Being dependent doesn't mean you have to keep your issues quiet.

When you stop talking, you stop communicating, and communication in relationships is important.

I learned that from magazines. And everyone, ever. Basically. 

2. Being good with your money can prevent resentment from building. 


So let's say that you're the rich and good credit score-having member of your relationship.

(Oh, role play, hottttt). 

When you take on that burden, even though you're happy to do it, whether or not you are conscious of it, you can develop expectations about what your partner is bringing to the table. 

Vanderpump Rules has a great example of this, and if you aren't watching it OH MY GOD WHY NOT? 

Jax Taylor is the primary breadwinner in his household. 
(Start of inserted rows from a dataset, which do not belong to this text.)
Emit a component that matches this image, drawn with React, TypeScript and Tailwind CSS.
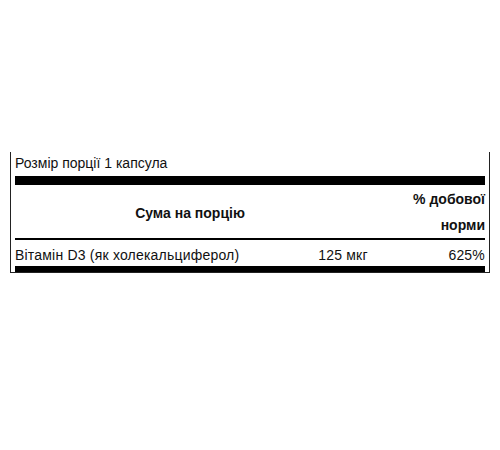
export default function App() {
  return (
    <div className="w-[500px] h-[450px] bg-white pt-[152px] px-[10px] font-['Liberation_Sans',Arial,sans-serif] text-[#111]">
      <div className="border-x border-b border-[#222] px-[4px] pb-0">
        <div className="h-[24px] leading-[22px] text-[14px]">Розмір порції 1 капсула</div>
        <div className="h-[9px] bg-black" />
        <div className="flex h-[53px] items-center">
          <div className="w-[350px] pt-[4px] text-center font-bold text-[14px]">Сума на порцію</div>
          <div className="flex-1 text-right font-bold text-[14px] leading-[26px]">
            <div>% добової</div>
            <div>норми</div>
          </div>
        </div>
        <div className="h-[2px] bg-black" />
        <div className="flex h-[26px] items-center pt-[5px] text-[14px] tracking-[0.2px]">
          <div className="w-[278px]">Вітамін D3 (як холекальциферол)</div>
          <div className="w-[100px] text-center">125 мкг</div>
          <div className="flex-1 text-right">625%</div>
        </div>
        <div className="h-[6px] bg-black" />
      </div>
    </div>
  );
}
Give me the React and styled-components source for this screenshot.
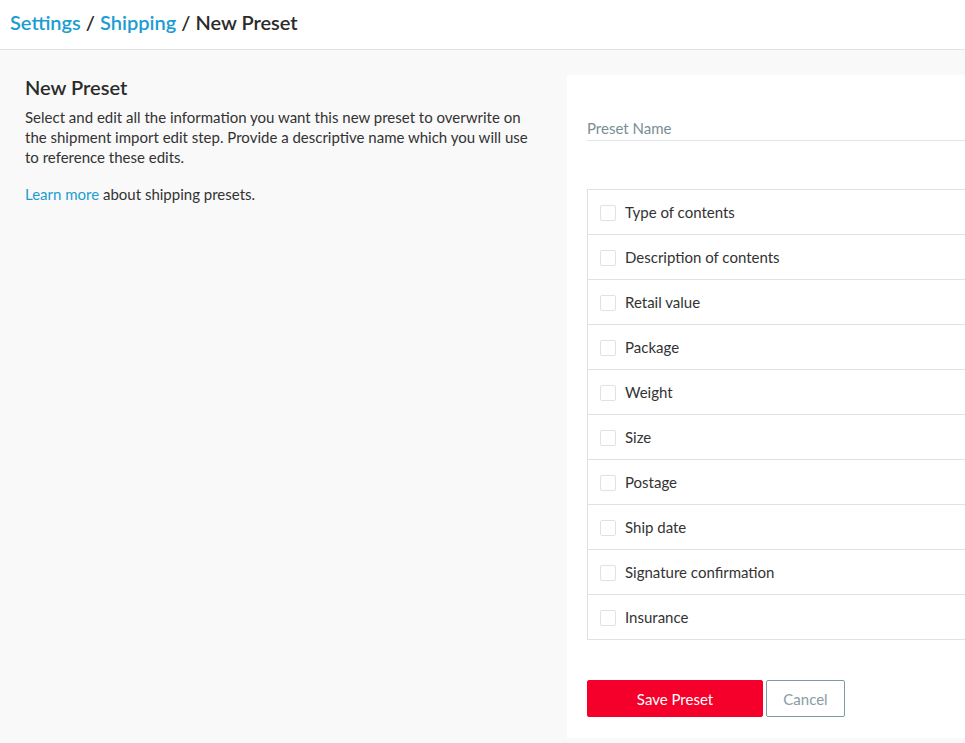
import React from "react";
import styled, { createGlobalStyle } from "styled-components";

const Global = createGlobalStyle`
  html, body { margin: 0; padding: 0; }
  body {
    font-family: Lato, "Open Sans", sans-serif;
    background: #f9f9f9;
    color: #2b2b2b;
    overflow: hidden;
    width: 965px;
    height: 743px;
  }
`;

const Header = styled.header`
  height: 50px;
  box-sizing: border-box;
  background: #fff;
  border-bottom: 1px solid #e3e3e3;
  display: flex;
  align-items: center;
  padding: 0 10px 6px;
  font-size: 20px;
  font-weight: 600;
  color: #2b2b2b;
`;

const Crumb = styled.a`
  color: #1b9dd3;
  text-decoration: none;
`;

const Sep = styled.span`
  margin: 0 5px;
`;

const Main = styled.main`
  display: flex;
  align-items: flex-start;
  padding-top: 25px;
`;

const Intro = styled.section`
  flex: none;
  width: 517px;
  padding: 0 25px;
`;

const Title = styled.h1`
  margin: 0 0 8px;
  font-size: 20px;
  font-weight: 600;
  line-height: 24px;
  color: #2b2b2b;
`;

const Text = styled.p`
  margin: 0 0 ${(p) => p.$gap || 0}px;
  font-size: 15px;
  line-height: 20px;
  color: #333;
`;

const Link = styled.a`
  color: #1b9dd3;
  text-decoration: none;
`;

const Card = styled.section`
  flex: none;
  width: 440px;
  background: #fff;
  padding: 43px 0 21px 20px;
  box-sizing: border-box;
`;

const Field = styled.label`
  display: block;
  border-bottom: 1px solid #e1e5e8;
  padding-bottom: 2px;
  margin-bottom: 48px;
  font-size: 15px;
  line-height: 20px;
  color: #7b8d95;
`;

const List = styled.ul`
  list-style: none;
  margin: 0;
  padding: 0;
  border: 1px solid #dde2e6;
  border-right: none;
`;

const Row = styled.li`
  height: ${(p) => (p.$first ? 44 : 45)}px;
  box-sizing: border-box;
  display: flex;
  align-items: center;
  padding-left: 12px;
  font-size: 15px;
  color: #333;
  border-top: ${(p) => (p.$first ? "none" : "1px solid #dde2e6")};
`;

const Box = styled.span`
  width: 14px;
  height: 14px;
  border: 1px solid #dde2e6;
  border-radius: 2px;
  margin: 2px 9px 0 0;
  flex: none;
`;

const Actions = styled.div`
  display: flex;
  gap: 3px;
  margin-top: 40px;
`;

const Button = styled.button`
  height: 37px;
  box-sizing: border-box;
  font-family: inherit;
  font-size: 15px;
  border-radius: 2px;
  cursor: pointer;
  width: ${(p) => p.$w}px;
  background: ${(p) => (p.$primary ? "#f5002a" : "#fff")};
  color: ${(p) => (p.$primary ? "#fff" : "#8a9ba2")};
  border: 1px solid ${(p) => (p.$primary ? "#f5002a" : "#7f9aa2")};
`;

const items = [
  "Type of contents",
  "Description of contents",
  "Retail value",
  "Package",
  "Weight",
  "Size",
  "Postage",
  "Ship date",
  "Signature confirmation",
  "Insurance",
];

export default function App() {
  return (
    <>
      <Global />
      <Header>
        <Crumb>Settings</Crumb>
        <Sep>/</Sep>
        <Crumb>Shipping</Crumb>
        <Sep>/</Sep>
        <span>New Preset</span>
      </Header>
      <Main>
        <Intro>
          <Title>New Preset</Title>
          <Text $gap={17}>
            Select and edit all the information you want this new preset to
            overwrite on the shipment import edit step. Provide a descriptive
            name which you will use to reference these edits.
          </Text>
          <Text>
            <Link>Learn more</Link> about shipping presets.
          </Text>
        </Intro>
        <Card>
          <Field>Preset Name</Field>
          <List>
            {items.map((t, i) => (
              <Row key={t} $first={i === 0}>
                <Box />
                {t}
              </Row>
            ))}
          </List>
          <Actions>
            <Button $primary $w={176}>Save Preset</Button>
            <Button $w={79}>Cancel</Button>
          </Actions>
        </Card>
      </Main>
    </>
  );
}
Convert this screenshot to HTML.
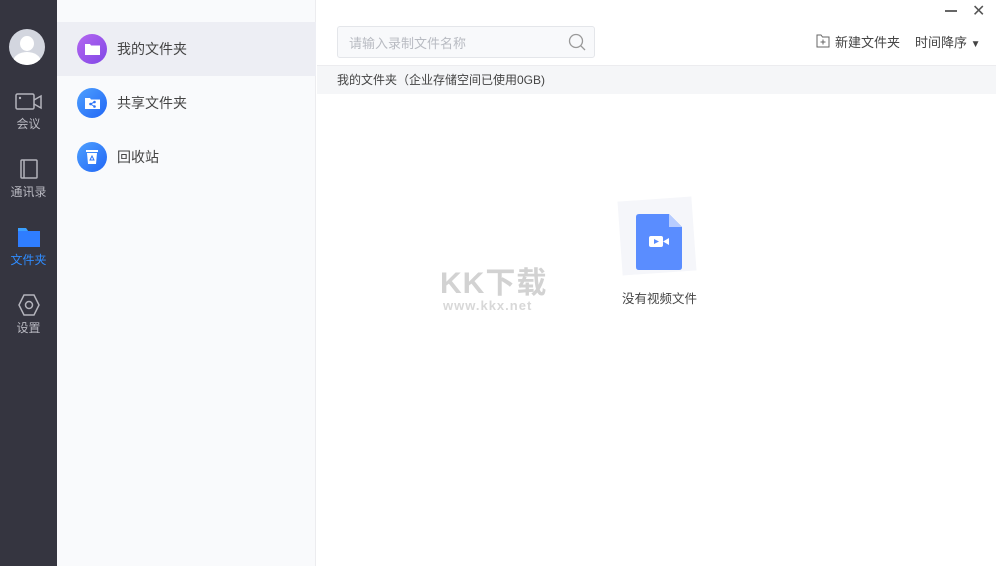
<!DOCTYPE html>
<html><head><meta charset="utf-8"><style>
*{margin:0;padding:0;box-sizing:border-box}
body{width:996px;height:566px;overflow:hidden;background:#fff;font-family:"Liberation Sans","Noto Sans CJK SC",sans-serif;position:relative;color:#333}
.nav{position:absolute;left:0;top:0;width:57px;height:566px;background:#353540}
.nav .it{position:absolute;left:0;width:57px;text-align:center;font-size:12px;color:#b8b8c0}
.side{position:absolute;left:57px;top:0;width:259px;height:566px;background:#f9fafc;border-right:1px solid #ececef}
.row{position:absolute;left:0;width:259px;height:54px}
.row .ic{position:absolute;left:20px;top:12px;width:30px;height:30px;border-radius:50%}
.row span{position:absolute;left:60px;top:17px;font-size:14px;color:#444}
.a{position:absolute}
</style></head><body>
<div class="nav">
 <div class="a" style="left:9px;top:29px;width:36px;height:36px;border-radius:50%;background:#d3d6df;overflow:hidden">
  <div class="a" style="left:11px;top:7px;width:14px;height:15px;border-radius:50%;background:#fff"></div>
  <div class="a" style="left:4px;top:23px;width:28px;height:20px;border-radius:50%;background:#fff"></div>
 </div>
 <div class="it" style="top:92px"><svg width="28" height="20" viewBox="0 0 28 20"><rect x="1" y="2" width="18" height="15" rx="1.5" fill="none" stroke="#b4b4bc" stroke-width="1.5"/><path d="M19 8 L26 4 V16 L19 12" fill="none" stroke="#b4b4bc" stroke-width="1.5"/><circle cx="5" cy="6" r="1.2" fill="#b4b4bc"/></svg><div>会议</div></div>
 <div class="it" style="top:158px"><svg width="22" height="22" viewBox="0 0 22 22"><rect x="3" y="2" width="16" height="18" rx="1" fill="none" stroke="#b4b4bc" stroke-width="1.5"/><line x1="6" y1="2" x2="6" y2="20" stroke="#b4b4bc" stroke-width="1.5"/></svg><div>通讯录</div></div>
 <div class="it" style="top:226px;color:#2f8cff"><svg width="24" height="22" viewBox="0 0 24 22"><path d="M1 2 H9 L11 5 H23 V21 H1Z" fill="#2f7dff"/><path d="M1 2 H9 L11 5 H1Z" fill="#3aa0ff"/></svg><div>文件夹</div></div>
 <div class="it" style="top:294px"><svg width="24" height="22" viewBox="0 0 24 22"><path d="M7 1 H17 L22 11 L17 21 H7 L2 11Z" fill="none" stroke="#b4b4bc" stroke-width="1.5"/><circle cx="12" cy="11" r="3.5" fill="none" stroke="#b4b4bc" stroke-width="1.5"/></svg><div>设置</div></div>
</div>
<div class="side">
 <div class="row" style="top:22px;background:#edeef4"><div class="ic" style="background:linear-gradient(135deg,#b466f0,#8047e6)"><svg class="a" style="left:8px;top:9px" width="15" height="12"><path d="M0 1 H5 L6 2.5 H15 V12 H0Z" fill="#fff"/></svg></div><span>我的文件夹</span></div>
 <div class="row" style="top:76px"><div class="ic" style="background:linear-gradient(135deg,#4ea0ff,#2266f5)"><svg class="a" style="left:8px;top:9px" width="15" height="12"><path d="M0 1 H5 L6 2.5 H15 V12 H0Z" fill="#fff"/><circle cx="5.5" cy="7" r="1.3" fill="#2e74f7"/><circle cx="9.5" cy="5" r="1.3" fill="#2e74f7"/><circle cx="9.5" cy="9.5" r="1.3" fill="#2e74f7"/><path d="M5.5 7L9.5 5M5.5 7L9.5 9.5" stroke="#2e74f7"/></svg></div><span>共享文件夹</span></div>
 <div class="row" style="top:130px"><div class="ic" style="background:linear-gradient(135deg,#4ea0ff,#2266f5)"><svg class="a" style="left:9px;top:7px" width="12" height="15"><rect x="0" y="1" width="12" height="2" fill="#fff"/><path d="M1 4 H11 L10 15 H2Z" fill="#fff"/><path d="M6 7 L8 11 H4Z" fill="none" stroke="#2e74f7"/></svg></div><span>回收站</span></div>
</div>
<div class="a" style="left:945px;top:10px;width:12px;height:1.5px;background:#666"></div>
<div class="a" style="left:972px;top:1px;font-size:16px;color:#555">✕</div>
<div class="a" style="left:337px;top:26px;width:258px;height:32px;border:1px solid #e4e6ea;border-radius:3px;background:#f8f9fb"></div>
<div class="a" style="left:349px;top:33px;font-size:13px;color:#b8bbc2">请输入录制文件名称</div>
<svg class="a" style="left:568px;top:33px" width="18" height="18"><circle cx="8" cy="8" r="6.5" fill="none" stroke="#999" stroke-width="1.3"/><line x1="12.7" y1="12.7" x2="17" y2="17" stroke="#999" stroke-width="1.3"/></svg>
<svg class="a" style="left:816px;top:34px" width="14" height="14"><path d="M1 1 H5 L6.5 3 H13 V13 H1Z" fill="none" stroke="#666"/><path d="M7 5.5V10.5M4.5 8H9.5" stroke="#666"/></svg>
<div class="a" style="left:835px;top:32px;font-size:13px;color:#444">新建文件夹</div>
<div class="a" style="left:915px;top:32px;font-size:13px;color:#444">时间降序 <span style="font-size:10px">▼</span></div>
<div class="a" style="left:317px;top:65px;width:679px;height:29px;background:#f5f6f8;border-top:1px solid #ececef"></div>
<div class="a" style="left:337px;top:71px;font-size:12px;color:#444">我的文件夹（企业存储空间已使用0GB)</div>
<div class="a" style="left:620px;top:199px;width:74px;height:74px;background:#f5f6fa;transform:rotate(-4deg)"></div>
<svg class="a" style="left:636px;top:214px" width="47" height="56"><path d="M3 0 H33 L46 13 V53 Q46 56 43 56 H3 Q0 56 0 53 V3 Q0 0 3 0Z" fill="#5a8dff"/><path d="M33 0 L46 13 H33Z" fill="#b7ccff"/><rect x="13" y="22" width="14" height="11" rx="2" fill="#fff"/><path d="M27 27.5 L33 24 V31Z" fill="#fff"/><path d="M18 25 L23 27.5 L18 30Z" fill="#5a8dff"/></svg>
<div class="a" style="left:622px;top:288px;font-size:12.5px;color:#444">没有视频文件</div>
<div class="a" style="left:440px;top:258px;font-size:30px;font-weight:bold;color:#d2d2d2;letter-spacing:1px">KK下载</div>
<div class="a" style="left:443px;top:298px;font-size:13px;font-weight:bold;color:#d8d8d8;letter-spacing:1px">www.kkx.net</div>
</body></html>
He's perpetually awful towards his girlfriend because he believes what he is bringing to the table has "earned" him stuff like her making him a sandwich every single day.

If you are your partner have an agreement about what they can do to help out instead of helping out financially, that's great. 

But if you DON'T make that agreement, you can't randomly expect your partner to take up the role of housewife without having a conversation about it. 

They'll resent you, you'll resent them, and the whole thing will feel like a bad episode of Mad Men

It's not good to have a relationship where one is in a "parent" role, unless that's your kink in the bedroom, then that's your business. 

3. Being able to pay your own bills helps reduce insecurity. 


Like it or not, what you earn and your financial standing make you feel better as a person or worse, as the case may be.

I could stand on a mountaintop for years yelling "how you handle money has nothing to do with your value" and couples would still break-up because one of them couldn't shoulder the guilt of being the reason they couldn't buy a house together. 

If someone else is paying your bills and your rent, it's normal to feel insecure.

If your situation changes and you breakup, you'll be screwed, you're dependent on them (more of that lovely resentment we talked about earlier). 

It goes double for the person with the money and the good credit score. 

Dollars can't protect you from worrying (even irrationally) that your partner is only sticking around for some of that sweet, sweet green.

But not requiring them to be able to pay your bills can help you feel less insecure. 

4. Reducing money stress clears the way for good sex. 


There is nothing worse than feeling "obligated" to have sex.

Let's get one thing clear really quick, you NEVER EVER EVER have to have sex when you don't want to have sex.

Just because someone else is paying your rent that does not buy that access to you or your body.

That said, it can very often feel that way in relationships where money and credit are dividing factors. 

When sex begins to feel transactional it's gross. 

Your sex drive dwindles, and you're not alone, when you feel financially strapped to someone.

That's why financially healthy couples (and individuals!) are probably having more sex ... and better sex!

5. Financially secure couples are more likely to stay together. 


Having read these items it's no surprise that relationships between people with mismatched money skills these very often end in breakups. 

It doesn't matter if you're married or dating, if you're both financially more secure, your relationship is more likely to survive.

That feels like bad news for every one else... but of course, it doesn't HAVE to be that way. 

At least, not in my opinion.

Money isn't an easy thing to talk about. 

But neither is love and sex and fear, and all the other stuff that we need to conquer in order to make our relationships thrive. 

If we can do that why not put in the hard work of zapping the taboo out of how we feel about money and credit?

It's not an impossible feat, at least, I don't think it is. 

It just means realizing how hard a disparity in income or credit can make your relationship.

If you go in with that knowledge and work on that together, you should be able to stand just as much of chance of making as any other couple. 


You got this. 

And of course, if you're the couple who are both money geniuses, then congrats, and keep up the good work!